*Your objective*
Examine the entries and show every line in which the word "index" is found.

----- Recorded information

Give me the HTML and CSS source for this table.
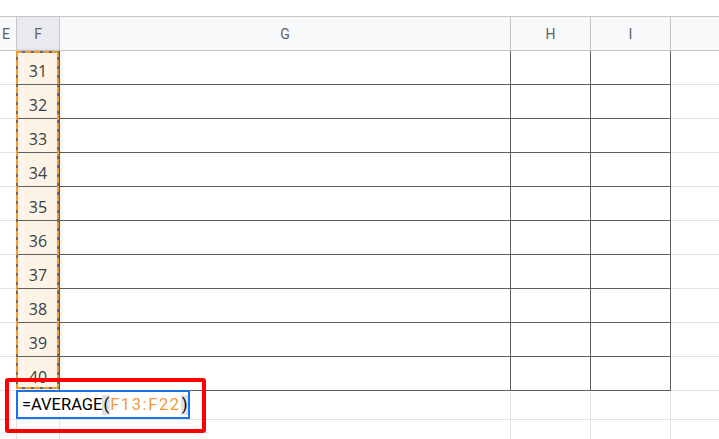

----------
----- Recorded information

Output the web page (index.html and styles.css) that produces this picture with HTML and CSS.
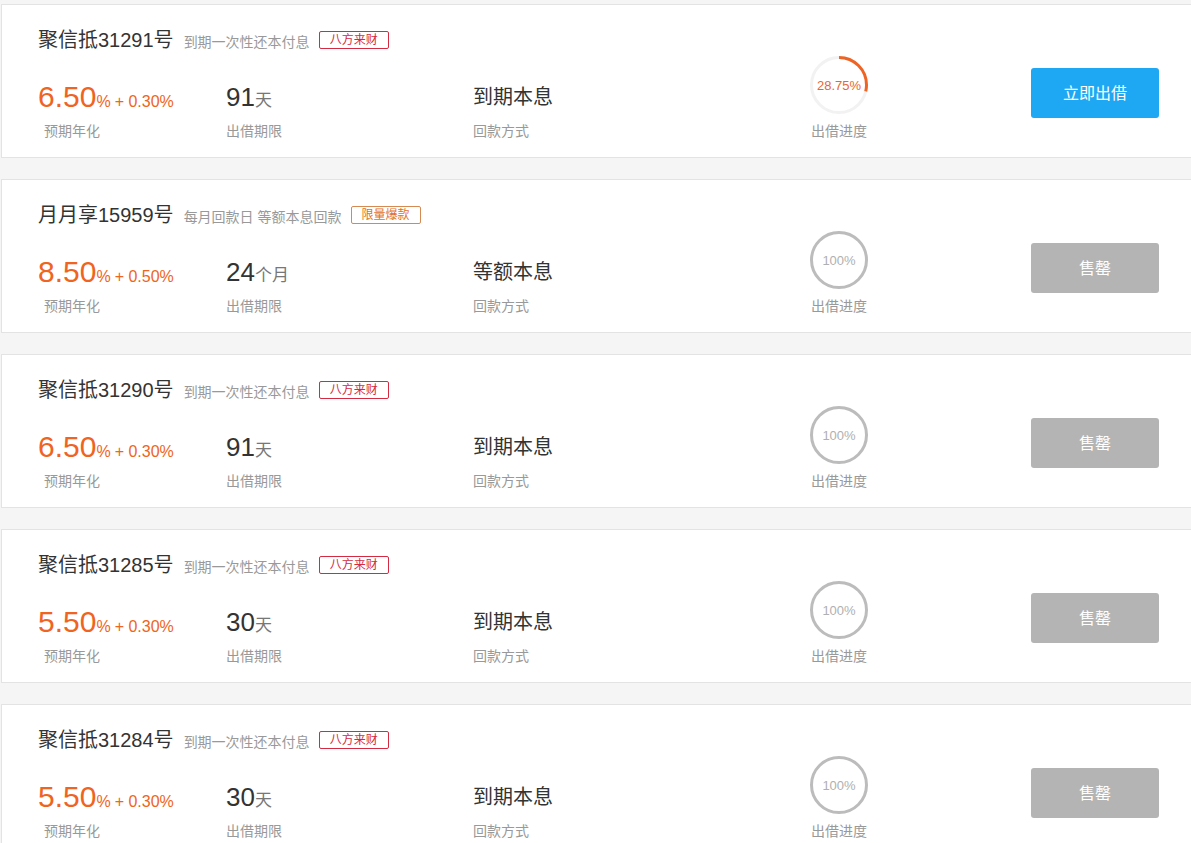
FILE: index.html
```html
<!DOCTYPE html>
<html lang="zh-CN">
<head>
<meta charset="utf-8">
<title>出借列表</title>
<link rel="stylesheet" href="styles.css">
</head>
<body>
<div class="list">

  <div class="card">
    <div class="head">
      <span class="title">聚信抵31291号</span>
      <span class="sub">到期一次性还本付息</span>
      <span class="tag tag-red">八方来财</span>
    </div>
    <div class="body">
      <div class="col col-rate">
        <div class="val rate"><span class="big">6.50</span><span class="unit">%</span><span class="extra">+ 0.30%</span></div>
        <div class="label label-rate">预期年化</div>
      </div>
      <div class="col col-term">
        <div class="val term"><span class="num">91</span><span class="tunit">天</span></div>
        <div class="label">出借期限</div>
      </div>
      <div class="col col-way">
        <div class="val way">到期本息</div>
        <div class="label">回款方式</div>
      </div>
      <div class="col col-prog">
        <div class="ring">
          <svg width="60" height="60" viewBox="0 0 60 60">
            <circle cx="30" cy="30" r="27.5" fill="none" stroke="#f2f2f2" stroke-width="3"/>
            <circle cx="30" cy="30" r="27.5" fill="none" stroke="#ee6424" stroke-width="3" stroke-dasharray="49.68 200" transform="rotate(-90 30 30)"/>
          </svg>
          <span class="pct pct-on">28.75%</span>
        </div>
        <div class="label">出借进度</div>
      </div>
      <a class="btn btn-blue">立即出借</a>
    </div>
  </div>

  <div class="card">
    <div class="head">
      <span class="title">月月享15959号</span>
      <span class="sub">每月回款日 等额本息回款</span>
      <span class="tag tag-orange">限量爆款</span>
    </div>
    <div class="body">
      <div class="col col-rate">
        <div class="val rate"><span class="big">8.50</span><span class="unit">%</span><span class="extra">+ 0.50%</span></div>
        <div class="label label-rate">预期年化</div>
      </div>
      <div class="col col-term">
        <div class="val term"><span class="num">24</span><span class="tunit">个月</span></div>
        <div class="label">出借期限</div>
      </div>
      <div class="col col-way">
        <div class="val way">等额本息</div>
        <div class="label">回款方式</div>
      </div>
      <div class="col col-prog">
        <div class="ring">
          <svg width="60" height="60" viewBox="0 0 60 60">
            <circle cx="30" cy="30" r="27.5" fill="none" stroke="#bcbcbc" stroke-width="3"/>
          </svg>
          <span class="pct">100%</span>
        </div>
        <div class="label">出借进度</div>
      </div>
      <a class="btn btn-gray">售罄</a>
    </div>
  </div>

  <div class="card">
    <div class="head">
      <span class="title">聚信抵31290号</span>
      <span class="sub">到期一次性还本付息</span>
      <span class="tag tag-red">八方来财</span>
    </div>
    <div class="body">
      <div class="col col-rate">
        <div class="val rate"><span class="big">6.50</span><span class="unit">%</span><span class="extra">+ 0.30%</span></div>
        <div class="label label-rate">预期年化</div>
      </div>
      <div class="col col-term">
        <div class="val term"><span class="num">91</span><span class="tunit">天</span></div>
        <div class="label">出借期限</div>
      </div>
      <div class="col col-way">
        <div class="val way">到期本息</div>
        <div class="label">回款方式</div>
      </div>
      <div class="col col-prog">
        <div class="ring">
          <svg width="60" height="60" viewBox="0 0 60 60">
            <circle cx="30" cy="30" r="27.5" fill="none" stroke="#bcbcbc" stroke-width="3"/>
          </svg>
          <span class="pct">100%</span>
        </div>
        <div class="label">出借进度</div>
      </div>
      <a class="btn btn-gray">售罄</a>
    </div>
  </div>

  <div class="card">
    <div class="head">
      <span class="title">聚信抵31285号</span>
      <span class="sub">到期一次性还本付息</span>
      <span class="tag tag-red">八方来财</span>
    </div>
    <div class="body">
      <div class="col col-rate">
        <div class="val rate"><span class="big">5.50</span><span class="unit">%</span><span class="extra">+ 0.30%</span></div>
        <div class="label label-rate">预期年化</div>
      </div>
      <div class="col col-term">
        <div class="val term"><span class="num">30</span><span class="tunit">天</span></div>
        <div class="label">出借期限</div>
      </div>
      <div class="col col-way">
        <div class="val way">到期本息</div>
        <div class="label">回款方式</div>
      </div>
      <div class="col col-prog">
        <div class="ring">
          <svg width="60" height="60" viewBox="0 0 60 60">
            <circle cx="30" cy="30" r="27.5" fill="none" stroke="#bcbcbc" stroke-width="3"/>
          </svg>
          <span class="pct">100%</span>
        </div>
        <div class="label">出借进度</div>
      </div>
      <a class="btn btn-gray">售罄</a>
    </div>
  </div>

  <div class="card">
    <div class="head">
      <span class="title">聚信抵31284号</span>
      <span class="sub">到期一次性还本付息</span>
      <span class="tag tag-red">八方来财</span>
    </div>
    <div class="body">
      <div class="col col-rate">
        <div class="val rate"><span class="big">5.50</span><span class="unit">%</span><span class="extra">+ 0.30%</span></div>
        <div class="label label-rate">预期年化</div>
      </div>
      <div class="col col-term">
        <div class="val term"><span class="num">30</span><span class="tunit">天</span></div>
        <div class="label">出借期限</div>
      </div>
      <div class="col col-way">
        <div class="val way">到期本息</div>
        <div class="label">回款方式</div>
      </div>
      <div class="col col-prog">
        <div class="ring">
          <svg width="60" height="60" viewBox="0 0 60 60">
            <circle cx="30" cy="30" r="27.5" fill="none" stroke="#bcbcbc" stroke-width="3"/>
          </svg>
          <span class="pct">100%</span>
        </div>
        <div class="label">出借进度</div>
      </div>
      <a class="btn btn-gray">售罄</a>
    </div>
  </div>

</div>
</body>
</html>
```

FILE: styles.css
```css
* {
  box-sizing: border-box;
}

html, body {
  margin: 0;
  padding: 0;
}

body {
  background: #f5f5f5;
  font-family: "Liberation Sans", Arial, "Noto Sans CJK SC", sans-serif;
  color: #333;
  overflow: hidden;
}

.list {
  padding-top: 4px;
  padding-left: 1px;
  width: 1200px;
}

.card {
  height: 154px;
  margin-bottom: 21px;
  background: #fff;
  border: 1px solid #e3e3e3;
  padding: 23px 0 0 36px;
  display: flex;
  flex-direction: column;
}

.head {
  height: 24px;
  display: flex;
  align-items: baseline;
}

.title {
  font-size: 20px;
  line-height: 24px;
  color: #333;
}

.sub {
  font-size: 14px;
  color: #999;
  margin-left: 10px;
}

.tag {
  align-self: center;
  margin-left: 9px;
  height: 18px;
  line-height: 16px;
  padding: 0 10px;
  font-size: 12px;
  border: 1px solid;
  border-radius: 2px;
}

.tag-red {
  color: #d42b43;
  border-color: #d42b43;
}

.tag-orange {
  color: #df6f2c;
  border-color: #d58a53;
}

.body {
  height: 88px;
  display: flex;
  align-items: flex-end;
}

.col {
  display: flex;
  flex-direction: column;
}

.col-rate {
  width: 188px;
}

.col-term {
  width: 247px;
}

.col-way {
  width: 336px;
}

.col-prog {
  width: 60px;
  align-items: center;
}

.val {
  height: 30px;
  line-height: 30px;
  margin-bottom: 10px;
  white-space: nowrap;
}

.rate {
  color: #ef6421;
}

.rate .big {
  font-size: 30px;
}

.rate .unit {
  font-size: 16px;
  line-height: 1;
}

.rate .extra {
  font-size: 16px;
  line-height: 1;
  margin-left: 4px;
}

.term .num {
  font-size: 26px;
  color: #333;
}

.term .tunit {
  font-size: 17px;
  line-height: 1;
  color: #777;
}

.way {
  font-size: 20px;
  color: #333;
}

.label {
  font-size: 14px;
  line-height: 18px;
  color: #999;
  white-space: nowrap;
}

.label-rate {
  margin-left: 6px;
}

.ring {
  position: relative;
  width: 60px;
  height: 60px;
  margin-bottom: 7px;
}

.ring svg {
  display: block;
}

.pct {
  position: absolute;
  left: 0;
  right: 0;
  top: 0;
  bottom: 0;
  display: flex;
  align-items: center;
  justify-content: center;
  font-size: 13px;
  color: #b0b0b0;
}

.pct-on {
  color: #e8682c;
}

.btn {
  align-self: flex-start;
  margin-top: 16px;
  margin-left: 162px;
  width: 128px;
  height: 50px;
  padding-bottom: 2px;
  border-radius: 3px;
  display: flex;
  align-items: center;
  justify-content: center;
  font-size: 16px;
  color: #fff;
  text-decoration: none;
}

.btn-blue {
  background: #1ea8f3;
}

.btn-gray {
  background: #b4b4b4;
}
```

----------

*Response*
Output the web page (index.html and styles.css) that produces this picture with HTML and CSS.
FILE: index.html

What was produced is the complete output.